- [Task objective]
Reproduce the records below exactly as they appear, omitting any pictures they contain.

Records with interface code
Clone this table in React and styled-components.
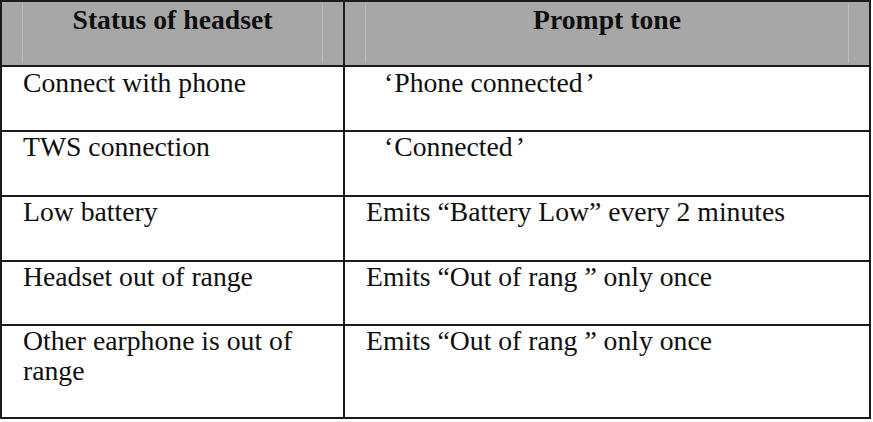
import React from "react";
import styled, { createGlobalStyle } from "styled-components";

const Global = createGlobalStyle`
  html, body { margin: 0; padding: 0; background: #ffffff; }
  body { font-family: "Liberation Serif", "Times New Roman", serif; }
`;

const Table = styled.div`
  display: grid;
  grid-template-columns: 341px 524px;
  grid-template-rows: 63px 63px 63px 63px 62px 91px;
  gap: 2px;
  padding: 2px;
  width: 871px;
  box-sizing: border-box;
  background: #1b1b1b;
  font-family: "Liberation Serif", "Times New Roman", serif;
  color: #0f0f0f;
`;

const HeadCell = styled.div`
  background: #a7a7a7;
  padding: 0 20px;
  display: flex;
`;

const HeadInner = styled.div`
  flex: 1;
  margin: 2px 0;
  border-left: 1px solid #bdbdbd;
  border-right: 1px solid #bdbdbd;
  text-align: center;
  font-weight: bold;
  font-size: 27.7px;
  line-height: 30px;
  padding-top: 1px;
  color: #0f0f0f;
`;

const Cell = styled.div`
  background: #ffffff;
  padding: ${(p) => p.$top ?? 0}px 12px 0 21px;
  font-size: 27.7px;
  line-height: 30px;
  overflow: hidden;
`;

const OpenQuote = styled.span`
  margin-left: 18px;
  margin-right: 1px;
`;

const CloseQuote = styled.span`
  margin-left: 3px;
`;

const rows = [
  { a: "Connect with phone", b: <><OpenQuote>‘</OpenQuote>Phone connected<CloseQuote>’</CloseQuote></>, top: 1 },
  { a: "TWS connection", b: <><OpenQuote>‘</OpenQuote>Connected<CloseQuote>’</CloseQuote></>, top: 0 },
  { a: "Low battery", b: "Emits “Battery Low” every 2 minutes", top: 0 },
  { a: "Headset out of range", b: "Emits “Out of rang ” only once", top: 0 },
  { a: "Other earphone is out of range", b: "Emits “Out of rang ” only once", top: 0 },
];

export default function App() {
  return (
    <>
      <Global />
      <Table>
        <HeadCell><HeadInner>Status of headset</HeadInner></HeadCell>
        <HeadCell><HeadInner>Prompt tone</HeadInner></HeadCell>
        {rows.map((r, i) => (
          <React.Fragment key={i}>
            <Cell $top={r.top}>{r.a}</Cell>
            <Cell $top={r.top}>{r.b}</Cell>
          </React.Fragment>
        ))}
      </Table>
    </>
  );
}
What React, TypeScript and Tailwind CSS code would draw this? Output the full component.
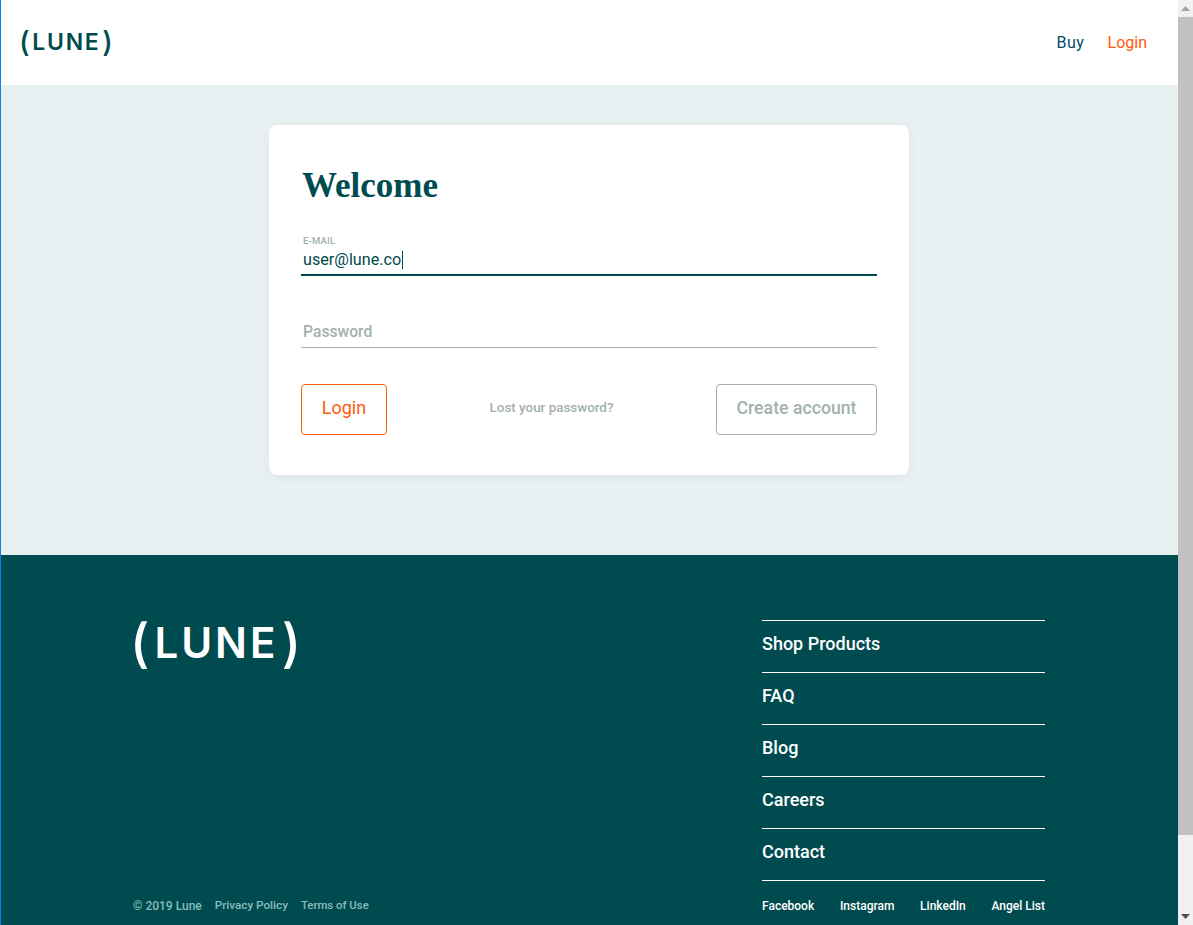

- [Expected output]
Clone this table in React and styled-components.
import React from "react";
import styled, { createGlobalStyle } from "styled-components";

const Global = createGlobalStyle`
  html, body { margin: 0; padding: 0; background: #ffffff; }
  body { font-family: "Liberation Serif", "Times New Roman", serif; }
`;

const Table = styled.div`
  display: grid;
  grid-template-columns: 341px 524px;
  grid-template-rows: 63px 63px 63px 63px 62px 91px;
  gap: 2px;
  padding: 2px;
  width: 871px;
  box-sizing: border-box;
  background: #1b1b1b;
  font-family: "Liberation Serif", "Times New Roman", serif;
  color: #0f0f0f;
`;

const HeadCell = styled.div`
  background: #a7a7a7;
  padding: 0 20px;
  display: flex;
`;

const HeadInner = styled.div`
  flex: 1;
  margin: 2px 0;
  border-left: 1px solid #bdbdbd;
  border-right: 1px solid #bdbdbd;
  text-align: center;
  font-weight: bold;
  font-size: 27.7px;
  line-height: 30px;
  padding-top: 1px;
  color: #0f0f0f;
`;

const Cell = styled.div`
  background: #ffffff;
  padding: ${(p) => p.$top ?? 0}px 12px 0 21px;
  font-size: 27.7px;
  line-height: 30px;
  overflow: hidden;
`;

const OpenQuote = styled.span`
  margin-left: 18px;
  margin-right: 1px;
`;

const CloseQuote = styled.span`
  margin-left: 3px;
`;

const rows = [
  { a: "Connect with phone", b: <><OpenQuote>‘</OpenQuote>Phone connected<CloseQuote>’</CloseQuote></>, top: 1 },
  { a: "TWS connection", b: <><OpenQuote>‘</OpenQuote>Connected<CloseQuote>’</CloseQuote></>, top: 0 },
  { a: "Low battery", b: "Emits “Battery Low” every 2 minutes", top: 0 },
  { a: "Headset out of range", b: "Emits “Out of rang ” only once", top: 0 },
  { a: "Other earphone is out of range", b: "Emits “Out of rang ” only once", top: 0 },
];

export default function App() {
  return (
    <>
      <Global />
      <Table>
        <HeadCell><HeadInner>Status of headset</HeadInner></HeadCell>
        <HeadCell><HeadInner>Prompt tone</HeadInner></HeadCell>
        {rows.map((r, i) => (
          <React.Fragment key={i}>
            <Cell $top={r.top}>{r.a}</Cell>
            <Cell $top={r.top}>{r.b}</Cell>
          </React.Fragment>
        ))}
      </Table>
    </>
  );
}
What React, TypeScript and Tailwind CSS code would draw this? Output the full component.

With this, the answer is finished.